One columnist of a popular sports website said Newton was going to be a bust along the lines of quarterbacks Ryan Leaf, Matt Leinart and Vince Young.

Of course, Newton did get kicked off the football team at Florida for stealing a laptop, a crime in which all of the charges were dropped due to a pre-trial intervention program in Florida. There were also reports of academic misconduct as well.

And then there’s the charge that Newton father, Cecil, was trying to peddle his son’s services to Mississippi State for $180,000. That allegation was never proven and Auburn was not sanctioned by the NCAA because of it. 

Meanwhile, as the investigation into those alleged NCAA violations was reported on all the major sports networks, Newton never wavered in his focus in leading the Tigers to a national championship. One of those games include Newton leading Auburn back from a 24-0 deficit on the road against a Nick Saban-coached University of Alabama squad that was coming off a national championship the year before.

And yet, Newton’s critics said that the recent Auburn University graduate didn’t have the IQ or leadership ability to be an NFL quarterback, which was completely absurd because you don’t win a national championship without being a team leader and the mental toughness to stay focused in the face of all of the hoopla around the possibility of NCAA sanctions.

But despite struggling to adjust to the pro game, something all young quarterbacks do, and despite doing some sulking on the sidelines his second year in the league, something that you’d also expect from a 23-year-old and that veterans such as Steve Smith Sr. quickly got him out of, Newton has led the Panthers to three straight playoff appearances including this year’s Super Bowl run.

This year, Newton showed that he could make other around him better, something he did at Auburn.

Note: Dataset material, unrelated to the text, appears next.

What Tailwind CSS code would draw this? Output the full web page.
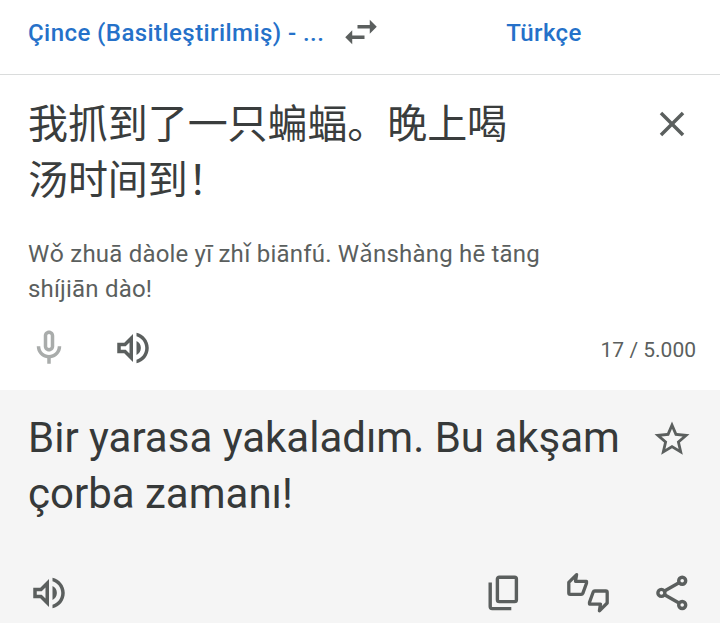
<!DOCTYPE html>
<html lang="tr">
  <head>
    <meta charset="UTF-8" />
    <meta name="viewport" content="width=device-width, initial-scale=1.0" />
    <title>Çeviri</title>
    <script src="https://cdn.jsdelivr.net/npm/@tailwindcss/browser@4"></script>
  </head>

  <body class="bg-white font-['Roboto','Noto_Sans_CJK_SC',sans-serif] text-[#5b5f5e]">
    <div class="flex h-[623px] w-[720px] flex-col overflow-hidden">
      <!-- language bar -->
      <header class="flex h-[75px] shrink-0 border-b border-[#dadcdc] text-2xl font-medium tracking-[0.43px] text-[#2571c9]">
        <button class="mt-[17px] ml-7 h-8 w-[312px] text-left leading-8 whitespace-nowrap">
          Çince (Basitleştirilmiş) - ...
        </button>
        <button class="mt-[11px] h-[42px] w-[42px] text-[#5b5f5e]" aria-label="Dilleri değiştir">
          <svg class="h-[42px] w-[42px]" viewBox="0 0 24 24" fill="currentColor">
            <path d="M6.99 11L3 15l3.99 4v-3H14v-2H6.99v-3zM21 9l-3.99-4v3H10v2h7.01v3L21 9z" />
          </svg>
        </button>
        <button class="mt-[17px] h-8 grow pr-[14px] text-center leading-8">Türkçe</button>
      </header>

      <!-- source text -->
      <section class="flex h-[315px] shrink-0 flex-col">
        <div class="flex h-[162px] justify-between pt-5 pr-[27px] pl-7">
          <p lang="zh-CN" class="mt-[2px] w-[500px] text-[40px] leading-[56px] font-normal tracking-[-0.08px] text-[#3a3d3d]">
            我抓到了一只蝙蝠。晚上喝<br />汤时间到！
          </p>
          <button class="mt-[8px] h-[42px] w-[42px]" aria-label="Temizle">
            <svg class="h-[42px] w-[42px]" viewBox="0 0 24 24" fill="currentColor">
              <path d="M19 6.41L17.59 5 12 10.59 6.41 5 5 6.41 10.59 12 5 17.59 6.41 19 12 13.41 17.59 19 19 17.59 13.41 12z" />
            </svg>
          </button>
        </div>
        <p class="h-[90px] pl-7 text-2xl leading-[35px] tracking-[0.19px]">
          Wǒ zhuā dàole yī zhǐ biānfú. Wǎnshàng hē tāng<br />shíjiān dào!
        </p>
        <div class="flex h-[42px] items-center pr-6 pl-7">
          <button class="text-[#a9acab]" aria-label="Sesle çeviri">
            <svg class="h-[42px] w-[42px]" viewBox="0 0 24 24" fill="currentColor">
              <path d="M12 14c1.66 0 3-1.34 3-3V5c0-1.66-1.34-3-3-3S9 3.34 9 5v6c0 1.66 1.34 3 3 3zm-1-9c0-.55.45-1 1-1s1 .45 1 1v6c0 .55-.45 1-1 1s-1-.45-1-1V5zm6 6c0 2.76-2.24 5-5 5s-5-2.24-5-5H5c0 3.53 2.61 6.43 6 6.92V21h2v-3.08c3.39-.49 6-3.39 6-6.92h-2z" />
            </svg>
          </button>
          <button class="ml-[42px]" aria-label="Dinle">
            <svg class="h-[42px] w-[42px]" viewBox="0 0 24 24" fill="currentColor">
              <path d="M3 9v6h4l5 5V4L7 9H3zm7-.17v6.34L7.83 13H5v-2h2.83L10 8.83zM16.5 12A4.5 4.5 0 0 0 14 7.97v8.05c1.48-.73 2.5-2.25 2.5-4.02zM14 3.23v2.06c2.89.86 5 3.54 5 6.71s-2.11 5.85-5 6.71v2.06c4.01-.91 7-4.49 7-8.77s-2.99-7.86-7-8.77z" />
            </svg>
          </button>
          <span class="mt-1 ml-auto text-[21px] leading-8">17 / 5.000</span>
        </div>
      </section>

      <!-- translation -->
      <section class="flex grow flex-col bg-[#f5f5f5]">
        <div class="flex h-[182px] justify-between pt-5 pr-[27px] pl-7">
          <p class="text-[42px] leading-[56px] whitespace-nowrap text-[#363939]">
            Bir yarasa yakaladım. Bu akşam<br />çorba zamanı!
          </p>
          <button class="mt-[8px] h-[42px] w-[42px]" aria-label="Kaydet">
            <svg class="h-[42px] w-[42px]" viewBox="0 0 24 24" fill="currentColor">
              <path d="M22 9.24l-7.19-.62L12 2 9.19 8.63 2 9.24l5.46 4.73L5.82 21 12 17.27 18.18 21l-1.63-7.03L22 9.24zM12 15.4l-3.76 2.27 1-4.28-3.32-2.88 4.38-.38L12 6.1l1.71 4.04 4.38.38-3.32 2.88 1 4.28L12 15.4z" />
            </svg>
          </button>
        </div>
        <div class="flex h-[42px] items-center pr-[27px] pl-7">
          <button aria-label="Çeviriyi dinle">
            <svg class="h-[42px] w-[42px]" viewBox="0 0 24 24" fill="currentColor">
              <path d="M3 9v6h4l5 5V4L7 9H3zm7-.17v6.34L7.83 13H5v-2h2.83L10 8.83zM16.5 12A4.5 4.5 0 0 0 14 7.97v8.05c1.48-.73 2.5-2.25 2.5-4.02zM14 3.23v2.06c2.89.86 5 3.54 5 6.71s-2.11 5.85-5 6.71v2.06c4.01-.91 7-4.49 7-8.77s-2.99-7.86-7-8.77z" />
            </svg>
          </button>
          <div class="ml-auto flex gap-[42px]">
            <button aria-label="Kopyala">
              <svg class="h-[42px] w-[42px]" viewBox="0 0 42 42" fill="none" stroke="currentColor" stroke-width="3.4">
                <rect x="14.4" y="5.2" width="19" height="24.4" rx="1.8" />
                <path d="M7.2 10.4v24.2q0 2 2 2H28.3" />
              </svg>
            </button>
            <button aria-label="Çeviriyi değerlendir">
              <svg class="h-[42px] w-[42px] overflow-visible" viewBox="0 0 42 42" fill="none" stroke="currentColor" stroke-width="3.3" stroke-linejoin="round">
                <path d="M9.6 2.6L1.8 10.4V21q0 1.4 1.4 1.4H14.2q1.2 0 1.6-1L19.5 11.2V9.3H8.5z" />
                <path d="M32.4 38.8L40.2 31V20.4q0-1.4-1.4-1.4H27.8q-1.2 0-1.6 1L22.5 30.2V32.1H33.5z" />
              </svg>
            </button>
            <button aria-label="Paylaş">
              <svg class="h-[42px] w-[42px]" viewBox="0 0 42 42" fill="none" stroke="currentColor" stroke-width="3.4">
                <circle cx="31.2" cy="8.7" r="3.5" />
                <circle cx="10.4" cy="20.9" r="3.5" />
                <circle cx="31.2" cy="33" r="3.5" />
                <path d="M28 10.7L13.5 19M13.5 22.8L28 31.1" />
              </svg>
            </button>
          </div>
        </div>
      </section>
    </div>
  </body>
</html>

When Carolina’s best receiver Kelvin Benjamin went down with a season-ending injury, Newton utilized his tight end, Greg Olsen as a deep receiver and he’s made Devin Funchess, Ted Ginn Jr. and Jerricho Cotchery into better receivers.

Whether Newton leads Carolina to a Super Bowl victory or not on Feb. 7 , he can say to his Draft Day critics that old Kool Moe Dee lyric, “How ya like me now?”